2週間間ほど前から、6月10日刊行予定の『ローソンがセブンを超える日(仮)』(NKH新書)の原稿を書いている。全体は3部7章構成で、骨組み(細部の企画書)はほぼ固まった。ここまでくると、あとはひたすら文字を書き連ねるだけになる。この作業に入ったあとのプロセスが実はいちばんきつい。
NHK出版の編集担当者、山北さんが小川研究室の編集会議(小川+青木)にときどき参加してくださっている。3日に一度のペースで「拡大編集会議」が開かれる。『マクドナルド 失敗の本質』では、半年のリードタイムがあった。ところが、今回は原稿の仕上げまでに残された時間はわずか2か月しかない。
無理を承知の締め切りを設定したおかげで、出版のタイミング(デッドライン)に間に合わせるため、春休みはどこにも出られない。終日ずいぶん長い時間(7~8時間)、森下の書斎や市ヶ谷の研究室でPCに向き合っている。
予定されたパーツ(部品)がうまく書けているときはいいが、アイデアに詰まるとしばしば心が折れそうになる。そして、日々、コンビニ上位三社(ローソン、セブン、ファミマ)に関するたくさんの書籍と記事を読んでいる。一日に2~3冊を読破することもある。
賞味期限が絡んだ食品廃棄問題から、オーナーや従業員のブラックな働き方まで、広範なテーマを扱っている。ふつうのコンビニ本よりも守備範囲が広い。しかし、研究者が書いたコンビニ本のように、理屈ばかりが先行しないよう気をつけている。
一昨日読んだ吉岡秀子さんの『コンビニだけが、なぜ強い?』(朝日新書、2013年)で、おもしろい記事を発見した。原稿疲れが出たきたので、ここで私の息抜きの為に紹介しておく。今回のお家騒動の主役、セブン&アイホールディングスの井阪隆一社長へ著者の吉岡さんがインタビューしている記事がその中にあった。これを見て、少しだけ井阪さんを見直した。
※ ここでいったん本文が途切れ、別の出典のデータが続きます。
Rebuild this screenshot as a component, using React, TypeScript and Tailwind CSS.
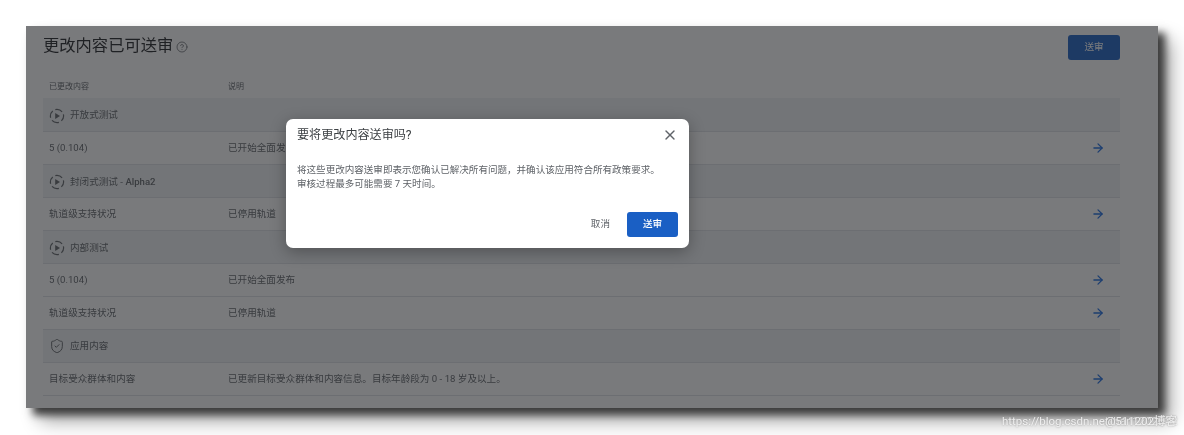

はるかな昔に、鈴木敏文社長+伊藤雅俊会長の時代にできた店舗コンセプト=「開いててよかった」を「近くて便利」に変えたのは、井阪さんだった。それは、2009年で井阪さんが社長に就任した直後だった。鈴木さんが井阪さんに社長を降りるように迫ったときの言い分が、「(井阪社長からは)何も新しいものが出てこないから」だった。どうやら、この事実はちがっていたらしい。
井阪さんの人柄を悪く言う業界人はいない。昨日も、某大手食品メーカーの経営トップと電話で話すことがあったが、そのときも「井阪さんはよくやっておられますよ」と関西弁で井阪さんをほめていた。コンビニ業界で流布している井阪さんについての有名がエピソードは、「冷やし中華のダメだし事件」である。鈴木さんの数十回のダメ出しに耐えて、最後にヒット商品を生み出した話である。
しかし、井阪さんの功績は商品周りだけではなさそうだ。店舗のコンセプトを、何気なく変えたという実績もあるではないか!「近くて便利」は、いまやメディアでも頻繁に引用されている。井坂さんの発案になるアイデアだとは、新聞や雑誌でもあまり紹介されることがない。
吉岡さんの記事が正しいとすると、井阪さんは事業コンセプトを整理する革新者としての資質をもっているということになる。言葉(コンセプト)でひとを動かす力を持ち合わせていることになる。経営者の能力を図る大切なポイントだ。
この点で対照的なのが、サントリーホールディングスの現CEO新浪剛史社長である。12年間務めたローソンの社長時代に、新浪さんは多くの功績を残している。その中の一つ、いまや伝説となっている笑い話がある。井坂さんが「近くて便利」を言い出した翌年(2010年)、ローソンのストアコンセプトだった「マチのホットステーション」を「マチの健康ステーション」に新浪さんは急に変更した。
新浪さんといえば、タンニングマシン(顔の肌が黒い)とジム通いが好きなことで有名である。なので、社員が健康で働けるように「ローソン健康宣言」をしている。その結果が、突然の「健康ステーション」だったのだろう。しかし、この言葉がローソンのその後の商品開発や店舗運営の基本的なあり方に影響を与えることになった。
新浪さんの例は、社長の趣味と行動が、会社のストアコンセプトを変えてしまった極端なケースである。とはいえ、井阪さんの「近くて便利」にせよ、新浪さんの「マチの健康ステーション」にせよ、言葉には恐ろしい威力がある。
教訓である。切れの良いコンセプトは、会社の未来の方向性を変えてしまうこともある。そして、トップはそうしたコンセプトを毎日、しつこく社員やメディア、取引先に伝え続けなればならない。